Non è passato molto tempo da quando diverse previsioni coraggiose dicevano che il 2023 sarebbe stato l’anno in cui i titoli value avrebbero riconquistato le credenziali di leadership che, secondo i dati storici, sarebbe il trend prevalente.
Tuttavia, se misurate in termini relativi per il 2023, le azioni growth continuano a dominare la corsa alla performance, sulla base di una serie di ETF al 9 ottobre.
Il leader di quest’anno è l’iShares S&P 500 Growth ETF (NYSE:IVW), un fondo a grande capitalizzazione che è salito di oltre il 20% dall’inizio dell’anno. La sua controparte value (IVE) è molto indietro, con un guadagno relativamente modesto del 7,6% nel 2023.
Nonostante la debolezza del fondo value, alcuni analisti continuano a sperare che questo fattore di rischio possa un giorno reclamare la gloria della performance.
“Sebbene non esistano sfere di cristallo, non sembrano esserci prove evidenti che il premio value sia morto”, ha scritto Larry Swedroe di Buckingham Strategic Wealth a fine settembre. “La scarsa performance recente è dovuta a cambiamenti in quello che John Bogle chiamava ‘ritorno speculativo’ (la variazione delle valutazioni relative)”.
Nel frattempo, il fattore small-cap sta soffrendo ancora di più quest’anno. Ancora peggio per i fan dei value: il valore a piccola capitalizzazione sta registrando la tonalità di rosso più intensa dell’anno, con un calo del 3,3% per il nostro insieme di fondi del fattore.
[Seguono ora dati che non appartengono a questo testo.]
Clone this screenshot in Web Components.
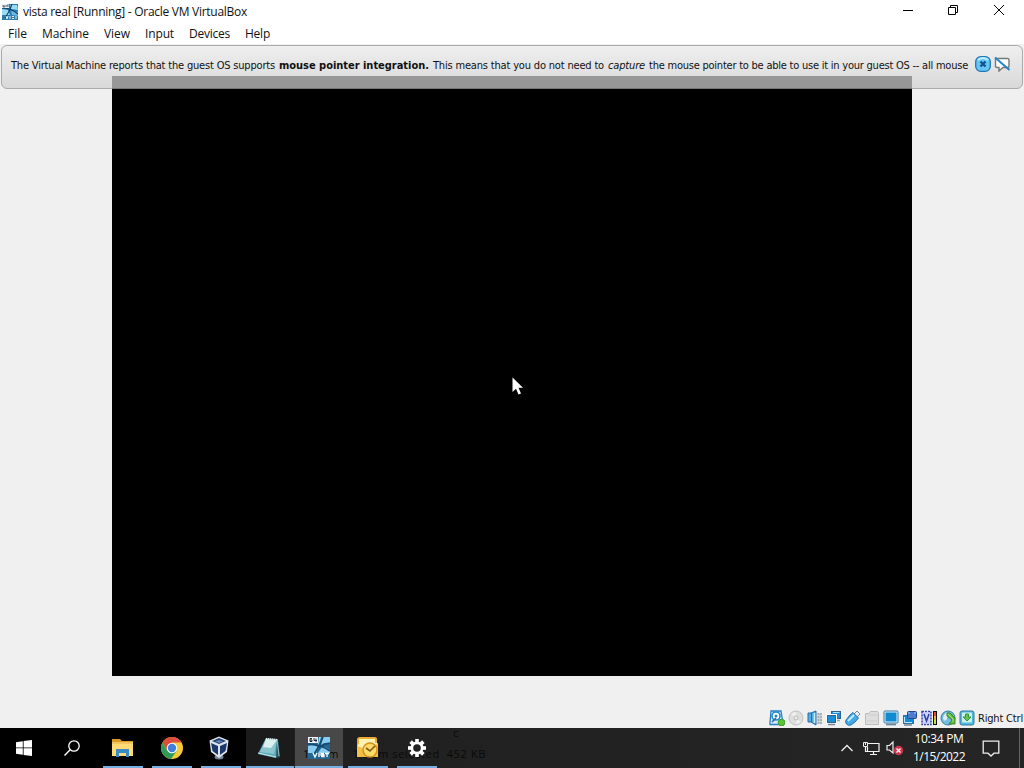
<!DOCTYPE html>
<html lang="en"><head><meta charset="utf-8"><title>vista real [Running] - Oracle VM VirtualBox</title>
<style>html,body{margin:0;width:1024px;height:768px;overflow:hidden;background:#f0f0f0}</style></head>
<body><vm-window></vm-window>
<script>
const define = (name, html, ready) => customElements.define(name, class extends HTMLElement {
  connectedCallback() {
    if (this.shadowRoot) return;
    const t = document.createElement('template');
    t.innerHTML = html;
    this.attachShadow({mode:'open'}).append(t.content.cloneNode(true));
    if (ready) ready(this);
  }
});

// Text run spaced to occupy the width given in its "w" attribute.
define('fit-text', '<style>:host{display:block;white-space:pre;flex:none}span{display:inline-block}</style><span><slot></slot></span>', el => {
  const w = +el.getAttribute('w'), s = el.shadowRoot.querySelector('span');
  el.style.width = w + 'px';
  const n = el.textContent.length;
  s.style.letterSpacing = ((w - s.getBoundingClientRect().width) / n) + 'px';
});

const svg = (w, h, body) => `<svg width="${w}" height="${h}" viewBox="0 0 ${w} ${h}" fill="none">${body}</svg>`;
const icons = {
  vista16: svg(16,16,`<rect width="16" height="16" fill="#2c7db0"/><path d="M0 5L6 6 8 11 0 11zM8 1L15 1 16 6 9 5z" fill="#9bdcf5"/><path d="M9 7L16 8V12L10 11z" fill="#6bb8e4"/><path d="M10 0Q8 7 3 14M0 4Q9 4 16 10" stroke="#0c3f68" stroke-width="1.1"/><rect width="7" height="4" fill="#e9f4fb"/><path d="M1 1V3H3V2H1M4 1V2H6M6 0V3" stroke="#345" stroke-width=".7"/><path d="M4 12L5 15 6 12M8 12V15M10 12.5H12M10 14.5H12M14 12V15" stroke="#fff" stroke-width=".9"/>`),
  min: svg(12,12,`<path d="M1 6.5H11" stroke="#000"/>`),
  restore: svg(12,12,`<path d="M1.5 3.5H8.5V10.5H1.5zM3.5 3V1.5H10.5V8.5H9" stroke="#000"/>`),
  close: svg(12,12,`<path d="M1 1L11 11M11 1L1 11" stroke="#000"/>`),
  ok: svg(16,16,`<rect x=".7" y=".7" width="14.6" height="14.6" rx="5" fill="#67c5f5" stroke="#2377b5" stroke-width="1.3"/><path d="M3 4Q8 0 13 4" stroke="#bcecff" stroke-width="2"/><path d="M5.5 5.5L10.5 10.5M10.5 5.5L5.5 10.5" stroke="#12548c" stroke-width="2.4"/>`),
  mute: svg(17,16,`<path d="M2 2.5H13.5Q15 2.5 15 4V10Q15 11.5 13.5 11.5H9L5 15V11.5H3Q1.5 11.5 1.5 10V3z" fill="#fff" stroke="#777" stroke-width="1.4"/><path d="M1 1.5L15.5 14" stroke="#2587c8" stroke-width="2"/>`),
  hdd: svg(16,16,`<path d="M2 1H12L14 13V14.5H1V12z" fill="#cfeafa" stroke="#2b7fc2" stroke-width="1.3"/><circle cx="7" cy="6" r="4" fill="#fff" stroke="#2388d0" stroke-width="1.6"/><circle cx="7" cy="6" r="1.5" fill="#2580c5"/><path d="M3 12L7 8" stroke="#2668a4" stroke-width="1.5"/><circle cx="12.5" cy="12.5" r="3.3" fill="#5bc336" stroke="#3d9c2a"/>`),
  cd: svg(16,16,`<circle cx="8" cy="8" r="7" fill="#dedede" stroke="#c1c1c1"/><path d="M8 8L3 4Q5 2 8 2zM8 8L13 12Q11 14 8 14z" fill="#eee"/><circle cx="8" cy="8" r="2" fill="#eee" stroke="#bbb"/>`),
  audio: svg(16,16,`<path d="M1 3H4L9 1V15L4 12H1z" fill="#53aee3" stroke="#226ca5"/><path d="M4.5 3V12" stroke="#2470a8"/><path d="M7.5 3V13" stroke="#c5efff" stroke-width="1.5"/><path d="M10 3H15V14H10z" fill="#d4d8da"/><path d="M11.5 3V14M14 3V14" stroke="#a3abb0" stroke-width="1.6" stroke-dasharray="2 1"/>`),
  net: svg(16,16,`<rect x="5.5" y="1.5" width="9" height="7" fill="#1b8ed8" stroke="#32618c"/><path d="M7 2.5H13.5" stroke="#a5e0ff"/><path d="M10 10.5H14" stroke="#9aa" stroke-width="1.5"/><rect x="1.5" y="5.5" width="8" height="7" fill="#1b8ed8" stroke="#fff" stroke-width="3"/><rect x="1.5" y="5.5" width="8" height="7" fill="#1b8ed8" stroke="#31658f"/><path d="M2 14.5H9" stroke="#789" stroke-width="1.5"/>`),
  usb: svg(16,16,`<path d="M8 5L12 1 15 4 11 8z" fill="#eee" stroke="#77899a"/><path d="M5 5L8 2.5 13.5 8 10 12 6 15Q3 16 1.5 14Q0 12 1 10z" fill="#43a9ea" stroke="#2370aa"/><path d="M3 11L9 5" stroke="#c1edff" stroke-width="2"/>`),
  folder: svg(16,16,`<path d="M1.5 3.5H5L6.5 1.5H13.5L14.5 3.5V14.5H1.5z" fill="#dedede" stroke="#bcbcbc"/><path d="M4 5H13M3 11H13" stroke="#ccc"/>`),
  screen: svg(16,16,`<rect x="1" y="1" width="14" height="12" rx="1" fill="#d8f3ff" stroke="#40769e"/><rect x="2.5" y="2.5" width="11" height="9" fill="#118bd0"/><path d="M3 14.5H13" stroke="#6c8799" stroke-width="1.7"/>`),
  record: svg(16,16,`<rect x="1.5" y="5.5" width="10" height="8" fill="#138bd5" stroke="#356f9b"/><path d="M2.5 7V12.5H10" stroke="#b9e8ff"/><path d="M2 15H10" stroke="#789" stroke-width="1.5"/><rect x="5.5" y="1.5" width="9" height="7" rx="1" fill="#4e7cce" stroke="#28488a"/><path d="M7 2V4M13 2V4" stroke="#a9cdfa"/>`),
  cpu: svg(16,16,`<rect x="1" y="1.5" width="9" height="13" fill="#cbd3ff" stroke="#3944a6" stroke-width="1.5" stroke-dasharray="2 1"/><rect x="2" y="2.5" width="7" height="11" fill="#cbd3ff"/><path d="M3 4L5.5 11 8 4" stroke="#303c9d" stroke-width="1.5"/><rect x="12" y="1" width="4" height="14" fill="#111"/><rect x="13" y="2" width="2" height="4" fill="#eb4e2a"/><rect x="13" y="6" width="2" height="4" fill="#efad29"/><rect x="13" y="10" width="2" height="4" fill="#c1e642"/>`),
  mouse: svg(16,16,`<circle cx="8" cy="8" r="7" fill="#70bee4" stroke="#397b9e"/><path d="M4 5Q7 1 8 4L7 9Q4 13 3 8z" fill="#dceef1"/><path d="M7 3H10L15 8V14H9L12 10 7 6z" fill="#63bd3c" stroke="#37892b"/><path d="M8 4L13 9V12" stroke="#a5df84"/>`),
  key: svg(16,16,`<rect x="1" y="1" width="14" height="14" rx="2" fill="#52b9e4" stroke="#347b9f"/><rect x="3" y="2.5" width="10" height="10" rx="1" fill="#c9f1e7"/><path d="M6.5 4H9.5V7H12L8 11 4 7H6.5z" fill="#63c44f" stroke="#369141"/>`),
  start: svg(16,16,`<path d="M0 2.2L6.8 1.2V7.5H0zM7.6 1.1L16 0V7.5H7.6zM0 8.3H6.8V14.8L0 13.8zM7.6 8.3H16V16L7.6 14.9z" fill="#fff"/>`),
  search: svg(16,16,`<circle cx="10" cy="6" r="5.2" stroke="#fff" stroke-width="1.3"/><path d="M6.2 9.8L.5 15.5" stroke="#fff" stroke-width="1.4"/>`),
  explorer: svg(24,24,`<path d="M1 3H9L11 5H22V20H1z" fill="#d99a26"/><path d="M1 6H22V20H1z" fill="#f2c65d"/><path d="M1 8H22V20H1z" fill="#ffda75"/><path d="M5 21V13H18V21H15V17H8V21z" fill="#398bc5"/>`),
  chrome: svg(24,24,`<circle cx="12" cy="12" r="11" fill="#f8ca37"/><path d="M2.47 6.5A11 11 0 0 1 21.53 6.5H12L7.2 14.7z" fill="#dd4c3c"/><path d="M2.47 6.5A11 11 0 0 0 11 23L16.8 14.7H7.2z" fill="#2f9d58"/><circle cx="12" cy="12" r="5.3" fill="#fff"/><circle cx="12" cy="12" r="4.2" fill="#3f80df"/>`),
  cube: svg(24,24,`<ellipse cx="12" cy="21" rx="4.5" ry="2.5" fill="#75849a"/><path d="M12 .5L21.5 4.5 20 16 12 22 4 16 2.5 4.5z" fill="#dbe4ed"/><path d="M5 5L12 2 19 5 12 8z" fill="#213f72"/><path d="M4 7L11 10V19L5.5 15zM13 10L20 7 18.5 15 13 19z" fill="#1b376b"/><path d="M8 5.5L12 4 16 5.5 12 7" fill="#6483ad"/>`),
  notepad: svg(24,24,`<path d="M9 2L21 3 23 21 19 22 1 18z" fill="#295867"/><path d="M9 2L20 3 19 22 1 18z" fill="#5ea9b9"/><path d="M9 3L20 4 17 18 3 16z" fill="#8bc6cf"/><path d="M9 3L20 4 14 12 6 11z" fill="#dcf0ef"/><path d="M20 3L22 20" stroke="#9bb9ba"/><path d="M9 2.5L20 3.5" stroke="#fff" stroke-dasharray="1 1"/><path d="M1 17L19 21" stroke="#c4e3e7"/>`),
  vista: svg(24,24,`<rect x="1" y="1" width="22" height="22" fill="#236692"/><path d="M1 10Q7 8 11 11L9 17 1 17zM16 1H23V7Q17 6 14 9zM15 11Q20 11 23 14V17H11z" fill="#87cdef"/><path d="M12 1H14L12 8 11 9z" fill="#a9def5"/><path d="M16 1Q13 10 7 18M1 8Q15 9 23 15M23 7Q17 8 12 11" stroke="#174a72" stroke-width="1.6"/><path d="M1 1H11V7H1z" fill="#f2f6fa"/><path d="M5 2.5H3V5.5H5V4H3M7 2V4.5H10M9 2.5V6" stroke="#172a3b"/><path d="M6 17L8 21 10 17M12 17V21M17 17.5H14V19H17V20.5H14M18 17.5H22M20 18V21" stroke="#fff" stroke-width="1.3"/>`),
  outlook: svg(24,24,`<path d="M1 4Q1 1 4 1H19Q21 1 21 3V19H1z" fill="#e8ad32"/><path d="M3 3H19V17H3z" fill="#fff1b2"/><path d="M1 9L11 14 22 7V21H1z" fill="#f4bf43"/><path d="M2 9L11 13 21 7" stroke="#fff2b4" stroke-width="2"/><circle cx="14" cy="14" r="7" fill="#ffdc65" stroke="#d48f1e" stroke-width="1.4"/><path d="M10 12L14 15 19 10" stroke="#815a22" stroke-width="1.7"/>`),
  gear: svg(20,20,`<g fill="#fff"><rect x="8.2" y="1" width="3.6" height="18"/><rect x="8.2" y="1" width="3.6" height="18" transform="rotate(45 10 10)"/><rect x="8.2" y="1" width="3.6" height="18" transform="rotate(90 10 10)"/><rect x="8.2" y="1" width="3.6" height="18" transform="rotate(135 10 10)"/><circle cx="10" cy="10" r="6.5"/></g><circle cx="10" cy="10" r="3.8" fill="#222"/>`),
  chevron: svg(14,8,`<path d="M1.5 7L7 1.5L12.5 7" stroke="#eee" stroke-width="1.3"/>`),
  lan: svg(17,15,`<path d="M5 2.5H16V10.5H4.5V6M10.5 11V13.5M7 13.5H14M2.5 6V10.5H4" stroke="#f2f2f2" stroke-width="1.2"/><path d="M.5 1.5H4.5V5.5H.5zM2.5 2V4" stroke="#eee"/>`),
  volume: svg(18,16,`<path d="M1 5.5H3.5L7 2V13L3.5 10H1z" stroke="#eee" stroke-width="1.2"/><circle cx="12.5" cy="10.5" r="4.7" fill="#cf354a"/><path d="M10.5 8.5L14.5 12.5M14.5 8.5L10.5 12.5" stroke="#fff" stroke-width="1.3"/>`),
  notice: svg(18,17,`<path d="M1.2 1.2H16.8V13.2H12L9 16 6 13.2H1.2z" stroke="#eee" stroke-width="1.3"/>`),
  pointer: svg(12,19,`<path d="M.5 .5V15L4 11.8 6.5 17.5 9 16.4 6.5 10.8H11z" fill="#fff"/>`)
};
define('ui-icon', '<style>:host{display:flex;flex:none}svg{display:block}</style><span></span>', el => { el.shadowRoot.querySelector('span').innerHTML = icons[el.getAttribute('name')]; });

define('title-bar', `<style>:host{display:flex;height:24px;align-items:center;background:#fff;font:12px/16px "Open Sans","Noto Sans",sans-serif;color:#111;padding:0 19px 0 2px;box-sizing:border-box}
fit-text{margin-left:5px}.b{display:flex;margin-left:auto;gap:34px;margin-top:-4px}</style><ui-icon name="vista16"></ui-icon><fit-text w="224">vista real [Running] - Oracle VM VirtualBox</fit-text><div class="b"><ui-icon name="min"></ui-icon><ui-icon name="restore" style="margin:0 0 0 -1px"></ui-icon><ui-icon name="close"></ui-icon></div>`);
define('menu-bar', `<style>:host{display:flex;height:20px;align-items:center;background:#fff;padding-left:8px;gap:15px;font:12px/16px "Open Sans","Noto Sans",sans-serif;color:#111}</style>
<fit-text w="19">File</fit-text><fit-text w="47">Machine</fit-text><fit-text w="26">View</fit-text><fit-text w="29">Input</fit-text><fit-text w="41">Devices</fit-text><fit-text w="25">Help</fit-text>`);
define('message-bar', `<style>:host{display:flex;box-sizing:border-box;height:44px;width:1022px;border:1px solid #aaa;border-radius:6px;background:linear-gradient(#efefef,#d9d9d9);position:relative;font:11px/16px "DejaVu Sans Condensed","DejaVu Sans",sans-serif;font-stretch:condensed;color:#111;padding:12px 0 0 9px;align-items:flex-start}
.shade{position:absolute;left:110px;top:30px;width:800px;height:13px;background:#979797;border-bottom:1px solid #777;box-sizing:border-box}fit-text{margin-right:4px}ui-icon{margin:-2px 0 0 3px}</style>
<div class="shade"></div><fit-text w="264">The Virtual Machine reports that the guest OS supports</fit-text><fit-text w="150" style="font-weight:bold">mouse pointer integration.</fit-text><fit-text w="171">This means that you do not need to</fit-text><fit-text w="37" style="font-style:italic">capture</fit-text><fit-text w="319">the mouse pointer to be able to use it in your guest OS -- all mouse</fit-text><ui-icon name="ok"></ui-icon><ui-icon name="mute"></ui-icon>`);
define('guest-screen', `<style>:host{display:block;width:800px;height:587px;background:#000;position:relative}ui-icon{position:absolute;left:400px;top:288px}</style><ui-icon name="pointer"></ui-icon>`);
define('status-bar', `<style>:host{display:flex;height:20px;align-items:center;justify-content:flex-end;gap:3px;padding-right:1px;font:11px/16px "DejaVu Sans Condensed","DejaVu Sans",sans-serif;font-stretch:condensed;color:#111}fit-text{margin:1px 0 0}</style>${['hdd','cd','audio','net','usb','folder','screen','record','cpu','mouse','key'].map(n=>`<ui-icon name="${n}"></ui-icon>`).join('')}<fit-text w="45">Right Ctrl</fit-text>`);
define('task-button', `<style>:host{display:flex;width:40px;height:40px;box-sizing:border-box;align-items:center;justify-content:center;padding-top:1px;border-bottom:2px solid #76aee1;flex:none}:host([plain]){width:48px;border-bottom-color:transparent}:host([wide]){width:48px}:host([dark]){background:#1b1b1b}:host([active]){background:#484848}</style><slot></slot>`);
define('task-bar', `<style>:host{display:flex;height:40px;background:linear-gradient(90deg,#000 0 246px,#202020 246px 294px,#252525);position:relative;align-items:center}
.tasks{display:flex;gap:9px;margin-left:7px}.ghost{position:absolute;z-index:1;color:#090909;font:11px/14px "Open Sans",sans-serif}.tray{display:flex;align-items:center;margin-left:auto;height:40px;color:#fff}.clock{display:flex;flex-direction:column;align-items:center;font:12px/18px "Open Sans","Noto Sans",sans-serif;width:54px;margin:-1px 16px 0 8px}.edge{height:40px;border-left:1px solid #666;margin-left:19px;width:4px}ui-icon{position:relative;z-index:2}</style>
<fit-text w="183" class="ghost" style="left:303px;top:19px">1 item    1 item selected  452 KB</fit-text><fit-text w="7" class="ghost" style="left:453px;top:-2px">c</fit-text>
<task-button plain><ui-icon name="start"></ui-icon></task-button><task-button plain><ui-icon name="search"></ui-icon></task-button>
<div class="tasks"><task-button><ui-icon name="explorer"></ui-icon></task-button><task-button><ui-icon name="chrome"></ui-icon></task-button><task-button><ui-icon name="cube" style="margin-right:4px"></ui-icon></task-button><task-button wide dark style="margin-left:-4px"><ui-icon name="notepad" style="margin-right:3px"></ui-icon></task-button><task-button wide active style="margin-left:-8px"><ui-icon name="vista"></ui-icon></task-button><task-button style="margin-left:-4px"><ui-icon name="outlook"></ui-icon></task-button><task-button><ui-icon name="gear"></ui-icon></task-button></div>
<div class="tray"><ui-icon name="chevron"></ui-icon><ui-icon name="lan" style="margin-left:9px"></ui-icon><ui-icon name="volume" style="margin-left:6px"></ui-icon><div class="clock"><fit-text w="49">10:34 PM</fit-text><fit-text w="52">1/15/2022</fit-text></div><ui-icon name="notice"></ui-icon><div class="edge"></div></div>`);
define('vm-window', `<style>:host{display:flex;flex-direction:column;width:1024px;height:768px;background:#f0f0f0}message-bar{margin:1px 0 0 1px;flex:none}guest-screen{margin-left:112px;flex:none}status-bar{margin-top:32px;flex:none}task-bar{flex:none}</style><title-bar></title-bar><menu-bar></menu-bar><message-bar></message-bar><guest-screen></guest-screen><status-bar></status-bar><task-bar></task-bar>`);
</script></body></html>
Secondo Jeff Corey, vicepresidente senior di Claro Advisors, i risultati negativi delle small cap quest’anno non devono sorprendere.
“Gli investitori tendono a cercare la qualità nei momenti di volatilità del mercato, e questa consiste in titoli con bilanci solidi, margini di profitto significativi, modelli aziendali stabili e dividendi in crescita, e queste sono caratteristiche che non si trovano tipicamente nello spazio delle small cap”, ha consigliato la scorsa settimana.
Se il rinnovato conflitto tra Israele e Gaza è indicativo, le condizioni di mercato che favoriscono le small cap non sembrano destinate a emergere nell’orizzonte di breve termine.
Neanche i tassi d’interesse più elevati sono d’aiuto. Sebbene le grandi aziende si trovino ad affrontare maggiori difficoltà quando i costi di finanziamento aumentano, il dolore è maggiore per le società più piccole, secondo una recente ricerca di Ned Davis Research, secondo la quale queste aziende stanno pagando un livello record di interessi passivi.
“Si tratta di un territorio nuovo e inesplorato per le small cap”, afferma Ed Clissold, strategist statunitense di Ned Davis.
Da considerare anche che, secondo il Financial Times:
“Le small cap hanno bilanci ampiamente più deboli rispetto alle loro controparti a grande capitalizzazione. Il debito come multiplo degli utili è più alto e i pagamenti degli interessi assorbono una quota maggiore degli utili”.
Ma forse il livello di sofferenza smetterà almeno di salire, o almeno così suggerisce un funzionario della Federal Reserve.
“Se i tassi di interesse a lungo termine rimarranno elevati, potrebbe essere meno necessario aumentare il tasso dei fed funds”, afferma Lorie Logan, presidente della Federal Reserve Bank di Dallas e attuale membro votante del comitato per la decisione dei tassi della banca centrale.